Sort through the entries below and pull out lines containing the word "screenshot".

# Entries provided:
▬▬▬▬▬▬

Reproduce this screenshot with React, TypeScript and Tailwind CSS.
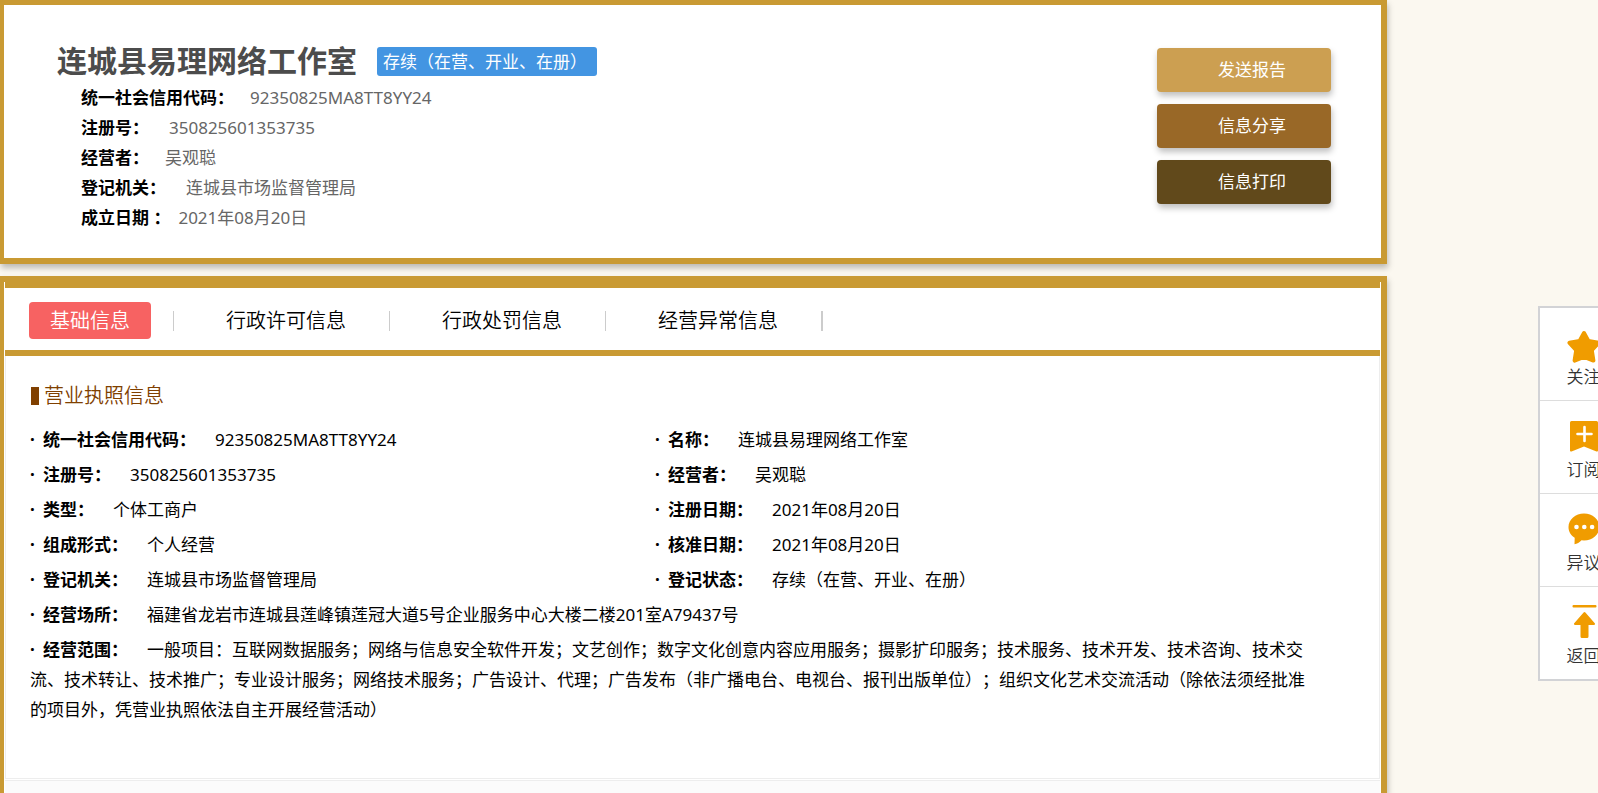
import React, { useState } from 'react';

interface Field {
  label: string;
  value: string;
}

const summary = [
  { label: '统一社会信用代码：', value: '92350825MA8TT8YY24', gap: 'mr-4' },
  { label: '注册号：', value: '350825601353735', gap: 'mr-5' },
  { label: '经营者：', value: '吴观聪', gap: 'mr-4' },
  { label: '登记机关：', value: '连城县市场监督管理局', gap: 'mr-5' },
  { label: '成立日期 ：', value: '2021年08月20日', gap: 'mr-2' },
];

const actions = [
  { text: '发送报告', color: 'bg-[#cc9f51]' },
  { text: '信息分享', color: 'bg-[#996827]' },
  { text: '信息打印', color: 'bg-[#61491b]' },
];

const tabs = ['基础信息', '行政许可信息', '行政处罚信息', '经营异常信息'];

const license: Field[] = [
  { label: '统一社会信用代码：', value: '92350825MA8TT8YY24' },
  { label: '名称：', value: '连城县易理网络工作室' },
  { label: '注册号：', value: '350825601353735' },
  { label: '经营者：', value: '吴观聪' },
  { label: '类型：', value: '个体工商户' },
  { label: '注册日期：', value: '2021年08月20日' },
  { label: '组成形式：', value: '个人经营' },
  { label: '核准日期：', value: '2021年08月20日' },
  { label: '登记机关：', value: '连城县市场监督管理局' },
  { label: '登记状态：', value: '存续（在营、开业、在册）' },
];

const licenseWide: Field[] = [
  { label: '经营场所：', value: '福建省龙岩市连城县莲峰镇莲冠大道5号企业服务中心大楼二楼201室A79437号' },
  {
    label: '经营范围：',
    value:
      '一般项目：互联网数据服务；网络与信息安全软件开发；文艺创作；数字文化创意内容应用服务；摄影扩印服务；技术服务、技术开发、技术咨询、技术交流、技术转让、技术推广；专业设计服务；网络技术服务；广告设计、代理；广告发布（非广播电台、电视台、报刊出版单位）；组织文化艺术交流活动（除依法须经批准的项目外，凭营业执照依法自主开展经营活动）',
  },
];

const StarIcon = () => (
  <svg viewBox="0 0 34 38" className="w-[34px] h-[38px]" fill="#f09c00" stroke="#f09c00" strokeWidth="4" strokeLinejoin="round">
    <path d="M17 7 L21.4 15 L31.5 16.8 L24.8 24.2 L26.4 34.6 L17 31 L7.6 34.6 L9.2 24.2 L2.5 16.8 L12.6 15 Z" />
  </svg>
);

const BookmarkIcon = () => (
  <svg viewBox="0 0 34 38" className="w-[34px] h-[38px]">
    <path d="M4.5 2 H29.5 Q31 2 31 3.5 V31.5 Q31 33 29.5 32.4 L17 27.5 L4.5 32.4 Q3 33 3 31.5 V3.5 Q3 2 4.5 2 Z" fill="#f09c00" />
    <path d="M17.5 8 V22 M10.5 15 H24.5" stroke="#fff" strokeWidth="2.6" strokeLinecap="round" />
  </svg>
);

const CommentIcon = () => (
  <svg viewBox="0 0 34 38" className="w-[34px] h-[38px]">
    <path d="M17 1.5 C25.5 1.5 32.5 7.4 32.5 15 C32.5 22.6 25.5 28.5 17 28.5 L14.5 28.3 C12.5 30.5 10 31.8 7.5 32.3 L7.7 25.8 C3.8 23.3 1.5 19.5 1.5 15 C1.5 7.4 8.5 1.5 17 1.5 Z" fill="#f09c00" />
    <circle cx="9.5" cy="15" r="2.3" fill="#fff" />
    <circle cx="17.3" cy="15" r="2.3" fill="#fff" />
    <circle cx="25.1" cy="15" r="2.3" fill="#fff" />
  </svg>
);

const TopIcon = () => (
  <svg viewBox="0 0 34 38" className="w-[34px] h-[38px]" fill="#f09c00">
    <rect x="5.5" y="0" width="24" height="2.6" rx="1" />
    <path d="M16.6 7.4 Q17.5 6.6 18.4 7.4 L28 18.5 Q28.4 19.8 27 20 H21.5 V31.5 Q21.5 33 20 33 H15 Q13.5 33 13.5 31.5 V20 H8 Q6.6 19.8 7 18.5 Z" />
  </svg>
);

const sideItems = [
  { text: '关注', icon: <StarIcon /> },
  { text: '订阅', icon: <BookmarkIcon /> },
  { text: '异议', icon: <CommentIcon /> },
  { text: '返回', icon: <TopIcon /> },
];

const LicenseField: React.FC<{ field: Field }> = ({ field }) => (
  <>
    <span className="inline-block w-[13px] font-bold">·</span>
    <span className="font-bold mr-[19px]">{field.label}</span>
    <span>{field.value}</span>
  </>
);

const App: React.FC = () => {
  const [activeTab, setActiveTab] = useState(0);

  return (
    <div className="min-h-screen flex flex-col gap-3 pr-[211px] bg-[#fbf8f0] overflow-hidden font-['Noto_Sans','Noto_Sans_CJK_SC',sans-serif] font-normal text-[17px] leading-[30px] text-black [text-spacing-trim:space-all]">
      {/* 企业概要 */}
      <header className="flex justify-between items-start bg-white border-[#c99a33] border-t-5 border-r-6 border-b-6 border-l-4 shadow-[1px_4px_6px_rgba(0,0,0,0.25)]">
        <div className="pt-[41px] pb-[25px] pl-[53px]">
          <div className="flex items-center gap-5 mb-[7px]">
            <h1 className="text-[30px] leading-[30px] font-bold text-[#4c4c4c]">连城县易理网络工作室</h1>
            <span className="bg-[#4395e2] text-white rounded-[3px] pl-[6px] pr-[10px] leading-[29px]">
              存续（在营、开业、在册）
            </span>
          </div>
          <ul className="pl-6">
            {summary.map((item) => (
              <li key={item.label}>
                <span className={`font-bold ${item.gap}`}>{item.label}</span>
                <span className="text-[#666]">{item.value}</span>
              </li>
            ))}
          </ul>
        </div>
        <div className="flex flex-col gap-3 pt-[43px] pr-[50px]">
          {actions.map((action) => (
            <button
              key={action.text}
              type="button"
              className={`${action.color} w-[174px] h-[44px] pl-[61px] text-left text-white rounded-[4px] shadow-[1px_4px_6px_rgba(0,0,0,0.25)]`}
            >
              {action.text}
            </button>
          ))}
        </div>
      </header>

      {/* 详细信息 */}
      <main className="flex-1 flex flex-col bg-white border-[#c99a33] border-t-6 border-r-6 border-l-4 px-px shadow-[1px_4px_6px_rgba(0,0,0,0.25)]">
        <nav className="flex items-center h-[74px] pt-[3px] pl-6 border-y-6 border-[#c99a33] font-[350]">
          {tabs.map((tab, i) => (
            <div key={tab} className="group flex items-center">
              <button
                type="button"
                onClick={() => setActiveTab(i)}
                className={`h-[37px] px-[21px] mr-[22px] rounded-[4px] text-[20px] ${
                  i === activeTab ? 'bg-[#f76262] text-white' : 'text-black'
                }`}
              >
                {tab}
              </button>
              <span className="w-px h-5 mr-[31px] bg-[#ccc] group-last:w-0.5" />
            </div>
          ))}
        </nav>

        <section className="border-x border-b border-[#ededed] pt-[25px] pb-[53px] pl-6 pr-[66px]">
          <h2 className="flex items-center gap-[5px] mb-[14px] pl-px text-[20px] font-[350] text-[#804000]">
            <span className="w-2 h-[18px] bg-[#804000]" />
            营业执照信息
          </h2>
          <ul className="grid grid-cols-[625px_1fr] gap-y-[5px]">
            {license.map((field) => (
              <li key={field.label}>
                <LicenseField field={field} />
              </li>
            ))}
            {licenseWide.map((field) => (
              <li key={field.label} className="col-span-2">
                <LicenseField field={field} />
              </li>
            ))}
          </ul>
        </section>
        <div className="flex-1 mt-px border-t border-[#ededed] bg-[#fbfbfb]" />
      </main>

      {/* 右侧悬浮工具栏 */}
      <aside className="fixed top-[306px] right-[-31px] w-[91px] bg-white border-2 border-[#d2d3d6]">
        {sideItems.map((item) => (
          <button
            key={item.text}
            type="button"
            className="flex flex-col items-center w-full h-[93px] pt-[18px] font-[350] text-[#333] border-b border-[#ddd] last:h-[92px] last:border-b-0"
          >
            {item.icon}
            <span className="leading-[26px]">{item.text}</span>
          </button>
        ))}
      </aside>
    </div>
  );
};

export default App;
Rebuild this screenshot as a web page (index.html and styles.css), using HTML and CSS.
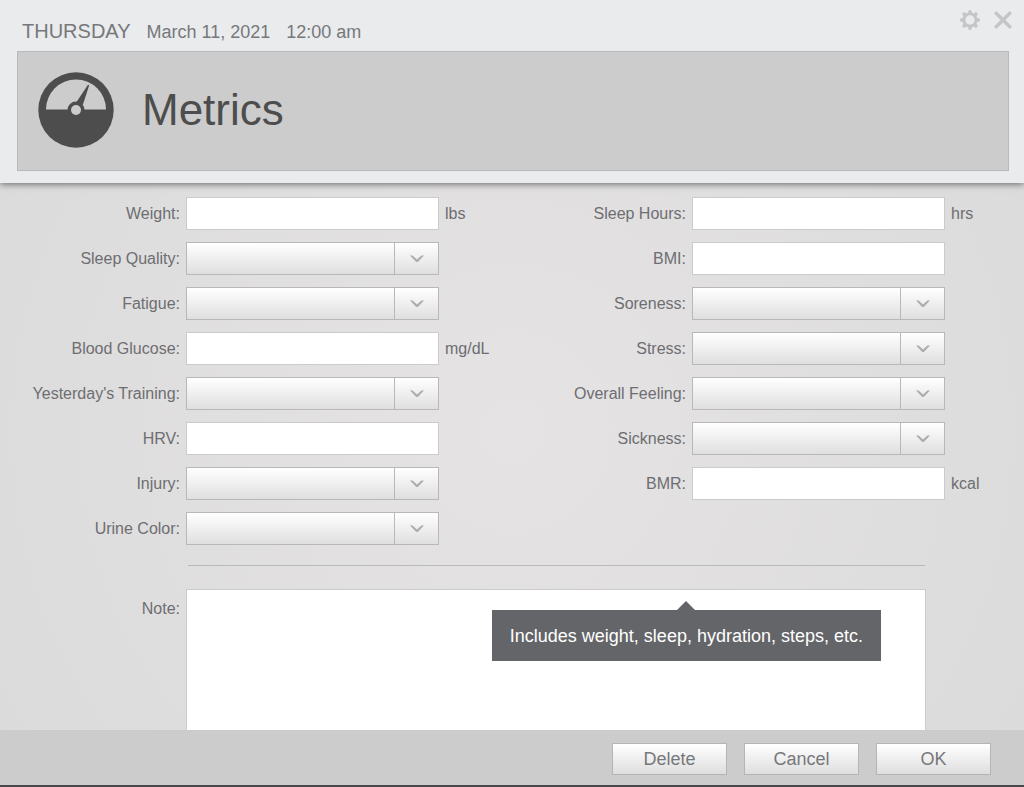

▬▬▬▬▬▬

# Task result:
Reproduce this screenshot with React, TypeScript and Tailwind CSS.
Rebuild this screenshot as a web page (index.html and styles.css), using HTML and CSS.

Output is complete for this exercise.